▼
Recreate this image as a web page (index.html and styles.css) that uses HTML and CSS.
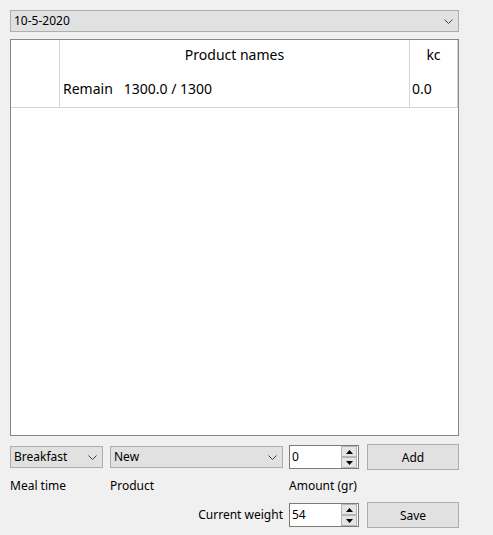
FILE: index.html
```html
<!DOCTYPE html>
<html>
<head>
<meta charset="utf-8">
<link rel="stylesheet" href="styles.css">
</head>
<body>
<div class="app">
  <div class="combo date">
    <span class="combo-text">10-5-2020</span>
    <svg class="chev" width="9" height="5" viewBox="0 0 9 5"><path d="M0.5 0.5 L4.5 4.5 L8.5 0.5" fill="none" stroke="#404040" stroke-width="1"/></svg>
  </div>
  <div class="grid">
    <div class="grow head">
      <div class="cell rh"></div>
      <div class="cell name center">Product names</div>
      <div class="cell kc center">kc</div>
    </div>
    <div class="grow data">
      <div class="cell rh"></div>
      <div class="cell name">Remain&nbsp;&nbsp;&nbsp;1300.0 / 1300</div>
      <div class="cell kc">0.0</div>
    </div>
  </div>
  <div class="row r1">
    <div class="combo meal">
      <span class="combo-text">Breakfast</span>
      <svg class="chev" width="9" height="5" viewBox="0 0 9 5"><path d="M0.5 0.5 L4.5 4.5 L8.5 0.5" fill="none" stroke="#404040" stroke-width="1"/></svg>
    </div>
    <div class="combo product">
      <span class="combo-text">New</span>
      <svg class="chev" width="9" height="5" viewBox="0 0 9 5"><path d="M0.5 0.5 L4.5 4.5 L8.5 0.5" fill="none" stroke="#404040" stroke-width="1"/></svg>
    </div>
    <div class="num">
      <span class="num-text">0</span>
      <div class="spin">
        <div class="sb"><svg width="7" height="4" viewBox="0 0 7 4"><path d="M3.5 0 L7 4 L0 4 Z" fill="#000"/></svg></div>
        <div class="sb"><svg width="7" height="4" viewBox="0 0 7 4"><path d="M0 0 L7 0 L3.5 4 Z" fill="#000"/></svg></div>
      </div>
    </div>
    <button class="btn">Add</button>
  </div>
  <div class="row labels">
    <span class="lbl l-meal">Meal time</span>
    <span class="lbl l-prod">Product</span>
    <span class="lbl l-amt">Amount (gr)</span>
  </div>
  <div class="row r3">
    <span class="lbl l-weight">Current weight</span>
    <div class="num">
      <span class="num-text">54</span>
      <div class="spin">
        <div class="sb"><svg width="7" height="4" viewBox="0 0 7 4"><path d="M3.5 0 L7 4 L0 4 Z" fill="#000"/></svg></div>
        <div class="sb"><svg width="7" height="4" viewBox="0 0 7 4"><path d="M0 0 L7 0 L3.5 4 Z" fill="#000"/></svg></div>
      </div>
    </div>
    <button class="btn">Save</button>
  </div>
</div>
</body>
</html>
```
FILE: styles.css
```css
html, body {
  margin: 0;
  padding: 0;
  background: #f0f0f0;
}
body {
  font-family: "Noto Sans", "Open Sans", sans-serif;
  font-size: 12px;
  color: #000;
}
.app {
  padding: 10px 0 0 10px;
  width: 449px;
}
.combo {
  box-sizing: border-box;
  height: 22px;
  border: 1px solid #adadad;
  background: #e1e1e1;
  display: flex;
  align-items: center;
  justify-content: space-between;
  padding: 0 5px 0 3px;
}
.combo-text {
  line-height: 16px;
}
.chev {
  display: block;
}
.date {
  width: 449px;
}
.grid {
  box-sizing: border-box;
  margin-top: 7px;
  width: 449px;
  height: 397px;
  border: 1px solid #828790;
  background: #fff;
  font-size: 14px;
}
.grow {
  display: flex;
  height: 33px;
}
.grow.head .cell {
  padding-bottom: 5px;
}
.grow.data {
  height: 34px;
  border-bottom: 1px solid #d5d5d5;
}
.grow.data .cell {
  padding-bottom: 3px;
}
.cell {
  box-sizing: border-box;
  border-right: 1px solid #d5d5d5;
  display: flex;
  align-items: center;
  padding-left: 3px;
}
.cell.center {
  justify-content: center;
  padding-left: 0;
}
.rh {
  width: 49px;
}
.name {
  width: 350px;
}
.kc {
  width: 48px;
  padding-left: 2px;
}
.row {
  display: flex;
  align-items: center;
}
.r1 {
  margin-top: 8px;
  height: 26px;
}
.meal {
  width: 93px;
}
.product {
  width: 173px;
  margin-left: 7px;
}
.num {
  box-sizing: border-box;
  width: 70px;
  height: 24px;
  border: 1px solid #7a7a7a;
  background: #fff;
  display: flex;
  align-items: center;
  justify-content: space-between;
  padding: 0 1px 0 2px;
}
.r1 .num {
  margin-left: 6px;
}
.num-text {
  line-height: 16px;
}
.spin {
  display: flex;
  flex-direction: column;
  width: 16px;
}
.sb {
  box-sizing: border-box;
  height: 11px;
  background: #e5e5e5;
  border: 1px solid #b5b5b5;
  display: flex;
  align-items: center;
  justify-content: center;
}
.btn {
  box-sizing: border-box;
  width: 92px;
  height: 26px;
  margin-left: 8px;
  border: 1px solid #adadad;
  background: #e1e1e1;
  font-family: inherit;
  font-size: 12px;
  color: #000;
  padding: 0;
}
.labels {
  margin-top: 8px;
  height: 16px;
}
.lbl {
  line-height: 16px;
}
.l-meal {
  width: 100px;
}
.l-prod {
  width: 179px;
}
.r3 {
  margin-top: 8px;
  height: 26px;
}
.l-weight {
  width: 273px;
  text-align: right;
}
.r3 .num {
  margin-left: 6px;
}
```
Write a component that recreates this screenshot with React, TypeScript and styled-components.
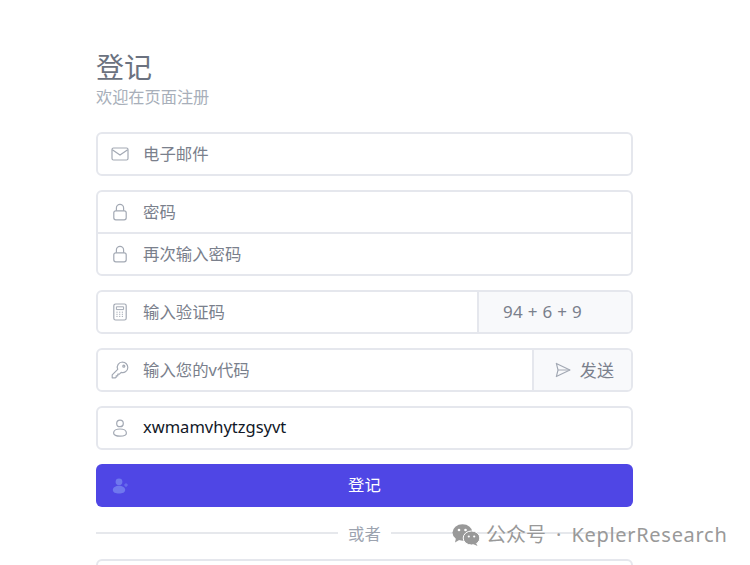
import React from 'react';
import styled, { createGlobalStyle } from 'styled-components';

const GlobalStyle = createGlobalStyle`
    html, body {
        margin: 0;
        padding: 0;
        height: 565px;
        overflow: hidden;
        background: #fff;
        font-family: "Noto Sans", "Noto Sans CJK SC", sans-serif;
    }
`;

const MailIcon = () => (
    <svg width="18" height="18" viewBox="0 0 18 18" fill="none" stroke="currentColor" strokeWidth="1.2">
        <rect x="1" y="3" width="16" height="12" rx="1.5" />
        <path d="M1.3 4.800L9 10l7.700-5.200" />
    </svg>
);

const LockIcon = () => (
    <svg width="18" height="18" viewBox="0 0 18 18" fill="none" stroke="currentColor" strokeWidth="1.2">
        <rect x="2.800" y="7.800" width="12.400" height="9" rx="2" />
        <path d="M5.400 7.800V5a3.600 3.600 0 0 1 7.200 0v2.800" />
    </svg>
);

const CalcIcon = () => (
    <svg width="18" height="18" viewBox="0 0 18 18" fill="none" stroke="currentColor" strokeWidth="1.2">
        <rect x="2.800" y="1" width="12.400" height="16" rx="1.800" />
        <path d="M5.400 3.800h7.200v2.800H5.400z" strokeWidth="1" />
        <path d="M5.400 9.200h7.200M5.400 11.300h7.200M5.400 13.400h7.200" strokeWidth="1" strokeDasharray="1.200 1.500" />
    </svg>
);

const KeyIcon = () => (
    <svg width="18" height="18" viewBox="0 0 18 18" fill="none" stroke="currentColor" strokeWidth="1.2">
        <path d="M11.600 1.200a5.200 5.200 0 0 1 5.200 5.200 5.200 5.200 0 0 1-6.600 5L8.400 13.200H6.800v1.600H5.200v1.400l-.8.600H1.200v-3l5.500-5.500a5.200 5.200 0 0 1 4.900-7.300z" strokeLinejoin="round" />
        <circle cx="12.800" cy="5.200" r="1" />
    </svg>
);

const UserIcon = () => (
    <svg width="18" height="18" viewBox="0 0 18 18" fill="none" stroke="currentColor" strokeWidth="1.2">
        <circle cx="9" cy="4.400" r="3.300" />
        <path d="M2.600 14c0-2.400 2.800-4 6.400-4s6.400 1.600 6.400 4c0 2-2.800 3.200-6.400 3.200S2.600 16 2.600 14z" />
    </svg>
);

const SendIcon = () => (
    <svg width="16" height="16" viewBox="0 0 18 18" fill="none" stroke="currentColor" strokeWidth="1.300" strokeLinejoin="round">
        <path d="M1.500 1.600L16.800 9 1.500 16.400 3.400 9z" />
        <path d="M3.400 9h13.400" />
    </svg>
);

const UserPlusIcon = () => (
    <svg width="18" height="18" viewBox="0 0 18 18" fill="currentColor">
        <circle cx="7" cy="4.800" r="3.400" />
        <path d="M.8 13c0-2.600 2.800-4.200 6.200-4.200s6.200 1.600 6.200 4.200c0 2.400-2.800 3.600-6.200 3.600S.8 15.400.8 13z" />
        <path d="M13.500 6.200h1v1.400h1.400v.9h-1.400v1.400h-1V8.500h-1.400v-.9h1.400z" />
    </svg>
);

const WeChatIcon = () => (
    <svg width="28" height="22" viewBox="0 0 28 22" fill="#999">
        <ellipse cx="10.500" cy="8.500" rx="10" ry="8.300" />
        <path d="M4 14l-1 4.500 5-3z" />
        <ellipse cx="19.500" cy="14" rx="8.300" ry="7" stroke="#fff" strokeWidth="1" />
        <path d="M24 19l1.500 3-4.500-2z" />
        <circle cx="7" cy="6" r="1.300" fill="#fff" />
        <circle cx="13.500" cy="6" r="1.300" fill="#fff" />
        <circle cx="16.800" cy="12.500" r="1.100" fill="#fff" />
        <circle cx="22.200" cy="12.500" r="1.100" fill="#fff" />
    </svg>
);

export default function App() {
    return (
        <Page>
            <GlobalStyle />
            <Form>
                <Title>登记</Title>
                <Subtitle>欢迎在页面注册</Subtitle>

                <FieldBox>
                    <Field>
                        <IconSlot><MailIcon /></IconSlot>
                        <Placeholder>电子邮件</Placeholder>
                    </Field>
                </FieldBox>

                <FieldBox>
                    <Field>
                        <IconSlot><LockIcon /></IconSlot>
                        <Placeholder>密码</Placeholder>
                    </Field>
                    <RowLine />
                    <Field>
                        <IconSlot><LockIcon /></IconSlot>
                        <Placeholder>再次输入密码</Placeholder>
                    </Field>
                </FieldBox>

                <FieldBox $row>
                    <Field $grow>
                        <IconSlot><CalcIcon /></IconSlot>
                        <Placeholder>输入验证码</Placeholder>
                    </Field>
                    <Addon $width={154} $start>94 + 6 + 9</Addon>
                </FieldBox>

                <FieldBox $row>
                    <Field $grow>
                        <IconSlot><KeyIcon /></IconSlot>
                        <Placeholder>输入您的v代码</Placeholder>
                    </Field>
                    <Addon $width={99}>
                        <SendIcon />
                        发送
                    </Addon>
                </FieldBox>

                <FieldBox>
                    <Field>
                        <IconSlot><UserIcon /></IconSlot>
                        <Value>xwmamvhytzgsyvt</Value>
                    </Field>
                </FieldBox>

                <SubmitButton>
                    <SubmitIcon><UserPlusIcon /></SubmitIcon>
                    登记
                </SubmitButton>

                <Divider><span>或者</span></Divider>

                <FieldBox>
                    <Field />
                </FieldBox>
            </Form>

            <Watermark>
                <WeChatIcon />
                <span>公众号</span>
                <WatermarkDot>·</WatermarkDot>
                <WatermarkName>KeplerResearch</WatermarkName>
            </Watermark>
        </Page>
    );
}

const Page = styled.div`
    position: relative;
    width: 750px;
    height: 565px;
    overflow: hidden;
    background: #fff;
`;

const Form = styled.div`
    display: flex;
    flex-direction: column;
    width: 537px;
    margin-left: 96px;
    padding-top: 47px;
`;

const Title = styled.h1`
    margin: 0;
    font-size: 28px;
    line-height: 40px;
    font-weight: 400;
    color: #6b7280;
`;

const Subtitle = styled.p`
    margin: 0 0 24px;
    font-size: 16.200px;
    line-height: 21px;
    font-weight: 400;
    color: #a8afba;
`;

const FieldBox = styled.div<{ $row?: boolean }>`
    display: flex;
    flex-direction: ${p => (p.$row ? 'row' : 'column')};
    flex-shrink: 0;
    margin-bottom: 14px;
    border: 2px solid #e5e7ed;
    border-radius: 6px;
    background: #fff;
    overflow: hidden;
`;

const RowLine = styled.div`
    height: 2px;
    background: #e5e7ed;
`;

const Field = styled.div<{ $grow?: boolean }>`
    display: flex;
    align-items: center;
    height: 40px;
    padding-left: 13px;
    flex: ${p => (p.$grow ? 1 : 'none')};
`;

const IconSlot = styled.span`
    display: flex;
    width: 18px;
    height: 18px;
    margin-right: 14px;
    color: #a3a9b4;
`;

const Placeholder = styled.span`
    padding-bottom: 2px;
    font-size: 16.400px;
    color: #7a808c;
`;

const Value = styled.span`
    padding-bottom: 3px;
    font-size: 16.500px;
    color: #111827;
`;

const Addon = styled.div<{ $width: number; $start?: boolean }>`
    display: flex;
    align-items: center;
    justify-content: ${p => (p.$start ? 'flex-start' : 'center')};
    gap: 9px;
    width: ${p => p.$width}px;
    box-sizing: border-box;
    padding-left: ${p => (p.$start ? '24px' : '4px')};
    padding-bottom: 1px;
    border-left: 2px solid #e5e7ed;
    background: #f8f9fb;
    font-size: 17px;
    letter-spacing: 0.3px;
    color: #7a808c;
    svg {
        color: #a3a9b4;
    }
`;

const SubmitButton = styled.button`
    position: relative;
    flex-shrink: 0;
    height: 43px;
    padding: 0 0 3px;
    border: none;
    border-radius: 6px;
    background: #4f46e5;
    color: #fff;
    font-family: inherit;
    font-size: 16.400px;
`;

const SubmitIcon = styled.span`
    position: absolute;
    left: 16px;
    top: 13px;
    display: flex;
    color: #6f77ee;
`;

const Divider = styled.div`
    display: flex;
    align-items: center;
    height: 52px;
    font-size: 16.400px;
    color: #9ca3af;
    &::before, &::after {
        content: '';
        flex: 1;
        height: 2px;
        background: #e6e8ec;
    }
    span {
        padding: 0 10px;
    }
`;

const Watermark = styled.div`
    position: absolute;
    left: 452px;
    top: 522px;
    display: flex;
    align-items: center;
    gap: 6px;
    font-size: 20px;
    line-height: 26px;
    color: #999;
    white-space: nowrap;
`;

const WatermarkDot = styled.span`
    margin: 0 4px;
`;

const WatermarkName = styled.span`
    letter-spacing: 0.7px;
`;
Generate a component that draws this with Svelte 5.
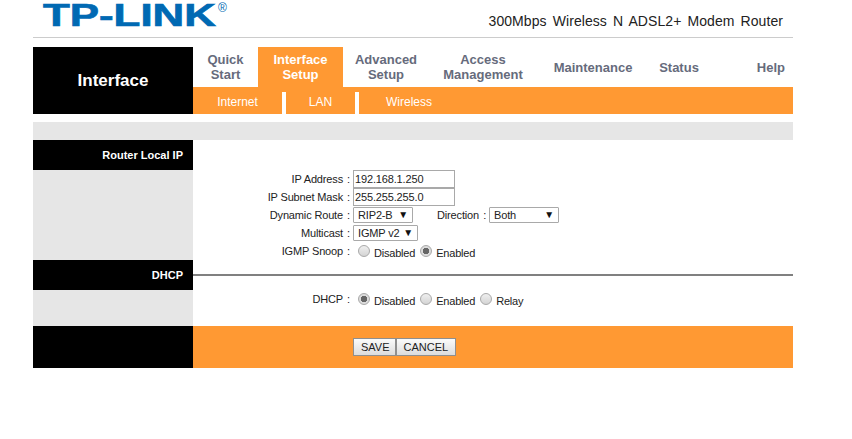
▲
> **GOAL OF THE EXERCISE**: Only the number should be given: how many lines of the data contain the word "styles"?

> **OUTPUT BELOW**: 3